Menino grew up in Hyde Park, far from the city's traditional political power bases. This, said Lawrence DiCara - a onetime mayoral candidate himself - gave Menino empathy with residents who often felt ignored by City Hall.

"He grew up an Italian kid in an Irish city and he grew up in a neighborhood that no one came from," said DiCara.

"I could win reelection easily," joked Menino at an emotional staff luncheon Thursday afternoon.

Menino said he had hoped to tell his staff about his decision before the media found out, but that didn't go according to plan. At the luncheon he thanked his staff for years of hard work and public service.

"You guys make the city what it is," Menino told staffers. "You're the heart and soul of Boston."

Menino also said he had no plans to retire.

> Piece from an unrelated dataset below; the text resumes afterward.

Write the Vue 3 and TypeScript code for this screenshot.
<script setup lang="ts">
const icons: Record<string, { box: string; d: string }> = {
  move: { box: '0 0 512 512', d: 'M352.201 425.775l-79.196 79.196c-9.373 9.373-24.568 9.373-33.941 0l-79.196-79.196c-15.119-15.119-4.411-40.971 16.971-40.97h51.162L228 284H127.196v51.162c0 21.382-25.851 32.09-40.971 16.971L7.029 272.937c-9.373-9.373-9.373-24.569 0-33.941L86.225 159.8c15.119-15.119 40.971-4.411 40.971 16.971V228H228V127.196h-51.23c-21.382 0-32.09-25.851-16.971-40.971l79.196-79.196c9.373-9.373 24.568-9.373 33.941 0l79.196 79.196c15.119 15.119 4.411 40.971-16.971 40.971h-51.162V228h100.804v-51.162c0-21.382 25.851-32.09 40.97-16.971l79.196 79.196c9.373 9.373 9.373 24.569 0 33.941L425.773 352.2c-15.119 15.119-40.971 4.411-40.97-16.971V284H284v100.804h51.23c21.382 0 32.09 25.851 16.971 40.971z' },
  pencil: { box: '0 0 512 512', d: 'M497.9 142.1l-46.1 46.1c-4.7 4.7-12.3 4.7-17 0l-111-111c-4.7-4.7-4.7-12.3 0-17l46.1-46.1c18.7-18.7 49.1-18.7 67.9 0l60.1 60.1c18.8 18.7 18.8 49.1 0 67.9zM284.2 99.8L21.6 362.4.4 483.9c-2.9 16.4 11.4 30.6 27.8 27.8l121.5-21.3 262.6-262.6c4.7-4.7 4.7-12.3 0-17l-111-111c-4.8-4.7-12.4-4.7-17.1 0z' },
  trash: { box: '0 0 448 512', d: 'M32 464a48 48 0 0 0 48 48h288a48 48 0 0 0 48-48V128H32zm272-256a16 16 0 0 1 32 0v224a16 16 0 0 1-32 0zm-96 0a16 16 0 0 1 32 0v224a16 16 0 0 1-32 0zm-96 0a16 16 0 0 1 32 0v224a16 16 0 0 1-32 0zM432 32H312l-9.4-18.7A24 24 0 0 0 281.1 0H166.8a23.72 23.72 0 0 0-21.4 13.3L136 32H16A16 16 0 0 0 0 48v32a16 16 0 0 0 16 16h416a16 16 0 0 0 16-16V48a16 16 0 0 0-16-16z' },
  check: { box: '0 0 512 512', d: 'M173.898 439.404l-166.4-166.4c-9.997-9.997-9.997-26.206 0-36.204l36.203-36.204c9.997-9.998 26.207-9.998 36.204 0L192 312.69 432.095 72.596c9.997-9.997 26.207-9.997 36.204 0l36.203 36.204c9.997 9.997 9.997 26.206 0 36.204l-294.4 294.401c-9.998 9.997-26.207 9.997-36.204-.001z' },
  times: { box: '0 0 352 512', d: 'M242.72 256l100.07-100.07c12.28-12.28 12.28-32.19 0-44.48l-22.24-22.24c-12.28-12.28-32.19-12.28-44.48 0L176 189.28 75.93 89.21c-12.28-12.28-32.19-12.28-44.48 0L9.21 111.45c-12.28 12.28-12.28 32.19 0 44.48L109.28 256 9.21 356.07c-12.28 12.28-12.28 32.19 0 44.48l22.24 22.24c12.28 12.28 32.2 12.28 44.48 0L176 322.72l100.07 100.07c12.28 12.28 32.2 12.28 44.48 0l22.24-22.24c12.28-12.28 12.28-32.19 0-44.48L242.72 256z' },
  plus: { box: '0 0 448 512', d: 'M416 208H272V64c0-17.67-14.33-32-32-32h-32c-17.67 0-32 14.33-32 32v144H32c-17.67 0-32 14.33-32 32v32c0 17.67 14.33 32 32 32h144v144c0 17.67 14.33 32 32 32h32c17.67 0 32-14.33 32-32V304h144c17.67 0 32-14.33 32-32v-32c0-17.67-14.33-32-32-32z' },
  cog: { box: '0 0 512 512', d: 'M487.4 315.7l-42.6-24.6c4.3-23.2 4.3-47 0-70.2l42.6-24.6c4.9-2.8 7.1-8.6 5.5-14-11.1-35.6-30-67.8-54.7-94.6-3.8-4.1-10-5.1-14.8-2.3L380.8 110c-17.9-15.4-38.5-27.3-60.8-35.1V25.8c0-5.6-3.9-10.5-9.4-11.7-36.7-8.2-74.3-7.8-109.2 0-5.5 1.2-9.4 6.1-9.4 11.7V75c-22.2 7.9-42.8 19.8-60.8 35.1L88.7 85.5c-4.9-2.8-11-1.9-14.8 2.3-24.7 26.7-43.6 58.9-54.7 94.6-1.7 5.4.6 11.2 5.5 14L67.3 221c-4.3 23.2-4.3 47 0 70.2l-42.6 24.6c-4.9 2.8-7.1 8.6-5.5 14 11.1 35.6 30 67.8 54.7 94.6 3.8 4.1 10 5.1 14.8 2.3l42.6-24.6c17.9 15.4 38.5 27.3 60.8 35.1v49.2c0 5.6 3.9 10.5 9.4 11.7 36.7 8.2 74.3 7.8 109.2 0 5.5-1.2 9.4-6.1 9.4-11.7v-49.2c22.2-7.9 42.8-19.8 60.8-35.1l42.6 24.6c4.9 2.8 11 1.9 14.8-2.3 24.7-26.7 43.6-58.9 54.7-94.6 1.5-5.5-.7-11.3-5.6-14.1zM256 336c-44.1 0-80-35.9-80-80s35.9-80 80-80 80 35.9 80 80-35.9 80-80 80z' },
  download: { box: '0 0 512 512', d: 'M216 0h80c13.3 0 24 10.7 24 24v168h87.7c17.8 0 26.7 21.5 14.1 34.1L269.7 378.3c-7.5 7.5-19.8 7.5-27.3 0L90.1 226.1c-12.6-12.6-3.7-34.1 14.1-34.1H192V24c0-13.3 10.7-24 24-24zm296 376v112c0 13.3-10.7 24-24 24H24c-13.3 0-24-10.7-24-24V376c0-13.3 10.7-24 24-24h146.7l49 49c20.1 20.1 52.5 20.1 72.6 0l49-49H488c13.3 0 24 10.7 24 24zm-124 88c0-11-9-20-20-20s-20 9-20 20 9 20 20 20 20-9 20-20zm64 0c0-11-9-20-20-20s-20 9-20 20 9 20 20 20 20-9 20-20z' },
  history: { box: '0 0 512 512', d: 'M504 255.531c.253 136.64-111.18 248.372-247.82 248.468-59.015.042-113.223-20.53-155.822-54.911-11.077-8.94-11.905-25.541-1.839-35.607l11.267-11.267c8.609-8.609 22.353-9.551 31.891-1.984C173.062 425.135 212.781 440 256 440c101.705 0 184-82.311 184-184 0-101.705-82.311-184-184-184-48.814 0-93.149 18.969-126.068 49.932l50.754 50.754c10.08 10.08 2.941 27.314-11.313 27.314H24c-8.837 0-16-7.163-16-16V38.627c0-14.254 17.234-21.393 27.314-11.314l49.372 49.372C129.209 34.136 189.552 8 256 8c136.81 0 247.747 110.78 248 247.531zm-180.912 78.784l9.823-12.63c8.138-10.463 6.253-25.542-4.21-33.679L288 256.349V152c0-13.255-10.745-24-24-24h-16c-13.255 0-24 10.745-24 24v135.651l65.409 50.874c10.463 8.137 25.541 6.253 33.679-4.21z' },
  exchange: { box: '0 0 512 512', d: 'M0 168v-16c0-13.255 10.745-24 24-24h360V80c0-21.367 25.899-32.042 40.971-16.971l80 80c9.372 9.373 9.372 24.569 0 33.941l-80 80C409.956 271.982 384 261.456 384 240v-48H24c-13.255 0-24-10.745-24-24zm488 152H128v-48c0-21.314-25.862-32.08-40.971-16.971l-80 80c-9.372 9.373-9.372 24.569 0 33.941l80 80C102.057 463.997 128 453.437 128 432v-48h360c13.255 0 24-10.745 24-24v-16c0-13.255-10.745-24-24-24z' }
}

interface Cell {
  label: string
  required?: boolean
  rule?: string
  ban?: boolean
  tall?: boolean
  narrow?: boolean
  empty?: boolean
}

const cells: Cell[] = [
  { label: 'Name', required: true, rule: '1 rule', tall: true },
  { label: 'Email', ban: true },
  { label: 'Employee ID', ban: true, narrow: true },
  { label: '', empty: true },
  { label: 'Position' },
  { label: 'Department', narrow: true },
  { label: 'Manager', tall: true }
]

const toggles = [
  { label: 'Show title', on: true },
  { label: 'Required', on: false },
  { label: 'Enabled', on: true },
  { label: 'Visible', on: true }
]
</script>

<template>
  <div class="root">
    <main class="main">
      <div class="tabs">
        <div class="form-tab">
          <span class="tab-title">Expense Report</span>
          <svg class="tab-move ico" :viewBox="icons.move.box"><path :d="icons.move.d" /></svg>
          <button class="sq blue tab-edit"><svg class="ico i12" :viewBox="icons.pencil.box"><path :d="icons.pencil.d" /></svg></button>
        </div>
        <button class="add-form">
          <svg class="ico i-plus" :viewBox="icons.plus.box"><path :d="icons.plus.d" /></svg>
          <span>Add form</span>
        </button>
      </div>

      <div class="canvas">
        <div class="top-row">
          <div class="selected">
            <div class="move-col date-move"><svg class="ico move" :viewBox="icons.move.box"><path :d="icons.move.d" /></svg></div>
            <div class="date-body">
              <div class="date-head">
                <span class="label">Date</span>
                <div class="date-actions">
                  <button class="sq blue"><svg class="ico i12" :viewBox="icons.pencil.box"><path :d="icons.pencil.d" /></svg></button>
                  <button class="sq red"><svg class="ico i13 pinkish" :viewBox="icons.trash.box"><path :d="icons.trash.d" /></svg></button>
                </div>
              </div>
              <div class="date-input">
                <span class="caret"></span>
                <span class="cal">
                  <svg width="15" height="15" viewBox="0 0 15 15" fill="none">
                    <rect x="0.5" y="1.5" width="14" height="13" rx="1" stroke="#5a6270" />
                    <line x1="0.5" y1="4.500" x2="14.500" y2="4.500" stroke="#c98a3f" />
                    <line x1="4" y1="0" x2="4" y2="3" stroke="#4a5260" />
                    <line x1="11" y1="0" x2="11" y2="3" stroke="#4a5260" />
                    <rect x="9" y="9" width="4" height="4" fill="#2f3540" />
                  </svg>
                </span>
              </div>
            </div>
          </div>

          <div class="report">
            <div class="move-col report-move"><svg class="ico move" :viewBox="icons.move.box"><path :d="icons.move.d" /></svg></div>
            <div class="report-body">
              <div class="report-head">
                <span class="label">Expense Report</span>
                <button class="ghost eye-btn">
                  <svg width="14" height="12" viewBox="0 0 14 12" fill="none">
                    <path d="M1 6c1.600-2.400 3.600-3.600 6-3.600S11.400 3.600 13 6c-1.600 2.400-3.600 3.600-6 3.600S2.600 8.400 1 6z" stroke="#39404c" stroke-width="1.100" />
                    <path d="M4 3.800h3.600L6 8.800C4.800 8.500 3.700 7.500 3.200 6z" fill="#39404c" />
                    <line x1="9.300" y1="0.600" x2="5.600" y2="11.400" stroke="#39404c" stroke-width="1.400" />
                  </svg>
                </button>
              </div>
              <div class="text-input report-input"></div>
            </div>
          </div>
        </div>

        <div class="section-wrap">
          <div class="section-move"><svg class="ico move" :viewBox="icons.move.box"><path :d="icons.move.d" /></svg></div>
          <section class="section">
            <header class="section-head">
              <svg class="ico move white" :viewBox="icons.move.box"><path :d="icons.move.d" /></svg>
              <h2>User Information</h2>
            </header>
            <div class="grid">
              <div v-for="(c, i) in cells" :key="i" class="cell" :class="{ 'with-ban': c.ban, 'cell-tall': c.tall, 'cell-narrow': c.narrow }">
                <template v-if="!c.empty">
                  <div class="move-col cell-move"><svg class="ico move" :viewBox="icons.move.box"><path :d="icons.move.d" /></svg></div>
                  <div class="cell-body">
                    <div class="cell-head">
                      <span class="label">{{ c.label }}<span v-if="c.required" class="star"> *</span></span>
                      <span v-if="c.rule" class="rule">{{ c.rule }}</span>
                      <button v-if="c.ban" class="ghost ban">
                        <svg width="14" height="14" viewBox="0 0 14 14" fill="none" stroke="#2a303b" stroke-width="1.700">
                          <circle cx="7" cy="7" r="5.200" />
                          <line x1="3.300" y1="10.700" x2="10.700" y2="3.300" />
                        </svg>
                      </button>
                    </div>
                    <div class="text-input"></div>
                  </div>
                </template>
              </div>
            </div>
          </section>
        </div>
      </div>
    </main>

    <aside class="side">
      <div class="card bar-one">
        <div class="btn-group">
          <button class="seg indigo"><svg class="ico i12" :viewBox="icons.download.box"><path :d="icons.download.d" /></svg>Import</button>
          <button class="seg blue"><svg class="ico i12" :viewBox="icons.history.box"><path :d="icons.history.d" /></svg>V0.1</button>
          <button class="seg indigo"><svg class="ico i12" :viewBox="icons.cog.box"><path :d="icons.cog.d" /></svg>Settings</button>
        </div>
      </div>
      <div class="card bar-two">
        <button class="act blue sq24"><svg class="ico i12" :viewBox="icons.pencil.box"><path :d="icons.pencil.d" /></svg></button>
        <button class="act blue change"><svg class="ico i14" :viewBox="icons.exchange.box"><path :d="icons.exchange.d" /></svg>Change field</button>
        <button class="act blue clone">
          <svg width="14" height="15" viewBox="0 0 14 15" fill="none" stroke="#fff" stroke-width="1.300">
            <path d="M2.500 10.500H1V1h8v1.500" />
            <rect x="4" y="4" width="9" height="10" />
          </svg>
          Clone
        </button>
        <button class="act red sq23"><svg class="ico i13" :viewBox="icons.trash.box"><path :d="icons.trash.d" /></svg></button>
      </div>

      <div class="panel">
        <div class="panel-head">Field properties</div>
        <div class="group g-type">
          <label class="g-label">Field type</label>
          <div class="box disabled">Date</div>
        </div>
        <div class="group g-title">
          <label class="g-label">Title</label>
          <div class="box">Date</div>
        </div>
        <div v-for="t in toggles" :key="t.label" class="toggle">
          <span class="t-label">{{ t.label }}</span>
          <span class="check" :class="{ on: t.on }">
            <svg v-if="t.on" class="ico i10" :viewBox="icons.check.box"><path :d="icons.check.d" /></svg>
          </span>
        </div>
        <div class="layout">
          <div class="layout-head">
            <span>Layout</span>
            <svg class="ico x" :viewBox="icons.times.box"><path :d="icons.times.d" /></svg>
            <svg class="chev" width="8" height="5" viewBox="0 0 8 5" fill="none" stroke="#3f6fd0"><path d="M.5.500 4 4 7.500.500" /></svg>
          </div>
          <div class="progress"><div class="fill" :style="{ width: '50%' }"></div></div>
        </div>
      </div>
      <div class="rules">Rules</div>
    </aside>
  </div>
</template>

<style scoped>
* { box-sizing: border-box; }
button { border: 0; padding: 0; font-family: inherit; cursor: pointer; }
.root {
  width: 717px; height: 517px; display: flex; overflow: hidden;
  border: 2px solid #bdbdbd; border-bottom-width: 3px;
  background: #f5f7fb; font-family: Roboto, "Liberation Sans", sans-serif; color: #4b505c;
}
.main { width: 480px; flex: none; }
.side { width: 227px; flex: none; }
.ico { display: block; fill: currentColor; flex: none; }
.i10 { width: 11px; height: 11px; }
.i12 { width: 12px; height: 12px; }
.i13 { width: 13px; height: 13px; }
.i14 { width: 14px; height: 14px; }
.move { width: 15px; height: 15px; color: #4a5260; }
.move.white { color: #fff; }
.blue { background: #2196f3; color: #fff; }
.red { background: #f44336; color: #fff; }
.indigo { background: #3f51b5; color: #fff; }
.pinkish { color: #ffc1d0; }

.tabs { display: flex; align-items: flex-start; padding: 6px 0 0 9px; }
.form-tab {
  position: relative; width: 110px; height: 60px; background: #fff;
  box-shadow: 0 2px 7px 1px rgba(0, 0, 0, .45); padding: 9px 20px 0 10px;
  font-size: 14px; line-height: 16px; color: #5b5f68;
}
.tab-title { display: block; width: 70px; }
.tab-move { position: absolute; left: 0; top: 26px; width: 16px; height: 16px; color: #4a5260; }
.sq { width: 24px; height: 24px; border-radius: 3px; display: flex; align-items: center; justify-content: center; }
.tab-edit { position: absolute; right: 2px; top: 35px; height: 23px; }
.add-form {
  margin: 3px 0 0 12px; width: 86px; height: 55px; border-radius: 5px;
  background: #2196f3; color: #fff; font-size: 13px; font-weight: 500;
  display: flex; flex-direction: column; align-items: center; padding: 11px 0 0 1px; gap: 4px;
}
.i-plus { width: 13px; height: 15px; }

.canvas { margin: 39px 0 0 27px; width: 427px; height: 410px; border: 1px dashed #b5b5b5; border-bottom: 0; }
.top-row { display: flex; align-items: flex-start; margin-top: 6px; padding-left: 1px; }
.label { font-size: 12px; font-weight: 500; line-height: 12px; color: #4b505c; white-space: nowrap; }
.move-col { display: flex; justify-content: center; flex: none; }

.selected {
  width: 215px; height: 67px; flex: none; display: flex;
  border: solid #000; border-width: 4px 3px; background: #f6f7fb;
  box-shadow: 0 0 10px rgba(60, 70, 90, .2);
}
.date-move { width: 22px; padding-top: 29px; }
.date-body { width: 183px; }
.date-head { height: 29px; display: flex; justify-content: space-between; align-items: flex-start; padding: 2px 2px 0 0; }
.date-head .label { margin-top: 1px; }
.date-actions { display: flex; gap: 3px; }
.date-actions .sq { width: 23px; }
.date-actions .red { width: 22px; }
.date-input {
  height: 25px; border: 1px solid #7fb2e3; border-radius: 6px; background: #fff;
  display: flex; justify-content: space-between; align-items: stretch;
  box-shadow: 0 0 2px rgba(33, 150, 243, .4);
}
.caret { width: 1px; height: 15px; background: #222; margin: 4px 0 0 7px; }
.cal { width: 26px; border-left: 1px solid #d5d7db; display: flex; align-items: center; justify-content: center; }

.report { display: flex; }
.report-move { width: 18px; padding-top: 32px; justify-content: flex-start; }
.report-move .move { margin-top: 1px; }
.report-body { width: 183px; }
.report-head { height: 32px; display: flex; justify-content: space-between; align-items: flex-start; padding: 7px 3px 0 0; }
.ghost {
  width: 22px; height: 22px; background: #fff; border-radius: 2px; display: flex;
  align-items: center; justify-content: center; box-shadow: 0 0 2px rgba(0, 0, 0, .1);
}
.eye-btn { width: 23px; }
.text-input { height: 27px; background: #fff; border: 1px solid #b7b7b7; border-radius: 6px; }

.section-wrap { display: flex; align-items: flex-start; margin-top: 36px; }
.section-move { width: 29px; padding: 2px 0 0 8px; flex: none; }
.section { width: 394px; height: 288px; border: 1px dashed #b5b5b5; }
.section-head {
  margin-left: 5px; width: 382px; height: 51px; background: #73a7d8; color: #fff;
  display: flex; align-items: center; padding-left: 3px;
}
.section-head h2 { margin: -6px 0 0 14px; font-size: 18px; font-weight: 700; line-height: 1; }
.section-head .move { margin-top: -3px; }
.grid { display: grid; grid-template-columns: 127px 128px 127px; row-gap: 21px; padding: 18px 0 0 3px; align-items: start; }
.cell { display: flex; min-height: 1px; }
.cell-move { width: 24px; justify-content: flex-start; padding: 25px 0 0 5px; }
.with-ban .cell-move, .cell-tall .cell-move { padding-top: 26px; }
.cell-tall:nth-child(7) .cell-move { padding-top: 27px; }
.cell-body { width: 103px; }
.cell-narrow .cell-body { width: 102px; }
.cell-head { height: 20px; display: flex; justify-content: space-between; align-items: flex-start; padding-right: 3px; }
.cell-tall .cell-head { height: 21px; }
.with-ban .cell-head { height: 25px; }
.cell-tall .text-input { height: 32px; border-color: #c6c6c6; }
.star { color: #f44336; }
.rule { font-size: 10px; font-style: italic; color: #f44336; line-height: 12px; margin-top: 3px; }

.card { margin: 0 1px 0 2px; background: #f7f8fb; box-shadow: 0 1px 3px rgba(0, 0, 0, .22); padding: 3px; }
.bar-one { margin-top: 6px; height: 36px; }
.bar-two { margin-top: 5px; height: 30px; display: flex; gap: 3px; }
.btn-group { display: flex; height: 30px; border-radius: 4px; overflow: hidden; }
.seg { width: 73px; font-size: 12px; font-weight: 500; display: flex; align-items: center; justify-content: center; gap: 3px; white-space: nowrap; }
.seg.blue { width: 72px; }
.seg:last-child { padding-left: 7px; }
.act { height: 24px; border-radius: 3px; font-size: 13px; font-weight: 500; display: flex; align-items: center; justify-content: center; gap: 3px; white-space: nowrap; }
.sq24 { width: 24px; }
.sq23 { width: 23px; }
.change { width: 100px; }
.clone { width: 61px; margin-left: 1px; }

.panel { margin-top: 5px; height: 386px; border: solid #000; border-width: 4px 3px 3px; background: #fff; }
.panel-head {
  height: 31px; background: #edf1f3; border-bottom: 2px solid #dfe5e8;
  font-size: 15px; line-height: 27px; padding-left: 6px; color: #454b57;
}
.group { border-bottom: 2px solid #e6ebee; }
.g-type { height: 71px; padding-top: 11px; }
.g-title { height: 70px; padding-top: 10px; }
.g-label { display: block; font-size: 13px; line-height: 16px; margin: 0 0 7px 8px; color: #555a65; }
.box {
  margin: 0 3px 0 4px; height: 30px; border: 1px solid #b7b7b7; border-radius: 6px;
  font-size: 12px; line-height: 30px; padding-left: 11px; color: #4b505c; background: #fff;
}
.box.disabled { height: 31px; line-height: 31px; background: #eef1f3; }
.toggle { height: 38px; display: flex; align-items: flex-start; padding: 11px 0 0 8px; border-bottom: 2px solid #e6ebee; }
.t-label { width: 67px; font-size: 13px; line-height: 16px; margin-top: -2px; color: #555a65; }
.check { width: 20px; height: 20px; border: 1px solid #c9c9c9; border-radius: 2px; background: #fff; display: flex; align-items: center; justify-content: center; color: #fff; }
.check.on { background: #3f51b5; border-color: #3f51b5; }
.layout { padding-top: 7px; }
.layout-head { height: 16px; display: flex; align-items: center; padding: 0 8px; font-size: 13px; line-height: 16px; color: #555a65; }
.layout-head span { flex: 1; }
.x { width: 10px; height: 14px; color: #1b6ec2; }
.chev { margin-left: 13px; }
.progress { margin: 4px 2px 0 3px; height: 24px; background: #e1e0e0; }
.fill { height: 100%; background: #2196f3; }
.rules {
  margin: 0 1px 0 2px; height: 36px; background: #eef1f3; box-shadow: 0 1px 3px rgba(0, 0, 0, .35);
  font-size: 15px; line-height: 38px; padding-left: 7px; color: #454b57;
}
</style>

"Can you imagine me being retired?" Menino asked. "I will still be involved in something, someplace that makes a difference in the city."

He also joked about another job in public service.

"A friend of mine owns a couple of Dunkin Donuts shops," said Menino. "That's the first job offer I got."

Politicians from across the state took time out of their day to thank the mayor for his storied career on Thursday. Gov. Deval Patrick released a statement Thursday afternoon, saying it is hard to imagine Boston without Menino as mayor.

"No one loves this City and her people more, or is more excited about her future," says Gov. Patrick. "Mayor Menino has become a valued partner to me on policy and politics, and a trusted and beloved friend. I thank him for his extraordinary and tireless service to the people of Boston, and look forward to leaning on his wisdom for many more years to come."

In March, Menino, now 70, told FOX 25's VB that he loved being mayor, but hadn't decided if he would run for a sixth term.

Boston City Councilor John Connolly believes he is up for the challenge and officially announced his running for the city's top job in February. Connolly released a statement Thursday morning saying it was not the day to discuss the city's future, but rather a day to thank "a great man for being a great mayor."

"Today we celebrate and thank Mayor Menino for his service and unquestionable love for our City," says Connolly. "There is no doubt in my mind that we live in a better Boston because of Mayor Menino's many years of thoughtful and caring leadership."

Another city councilor says he is giving "great consideration" to running. City Councilor Charles Yancy thanked Mayor Menino for his service during the FOX 25 Morning News on Thursday and also said he was discussing a potential run for mayor with family, friends, and his campaign team.

Late last year, Menino was hospitalized for eight weeks with a respiratory infection and a blood clot, complicated by a compression fracture in his spine and a diabetes diagnosis. Aides said he continued running the city as he recovered. He had made fewer public appearances as he rehabilitated, but looked like he was in his element while giving the State of the City Address in January.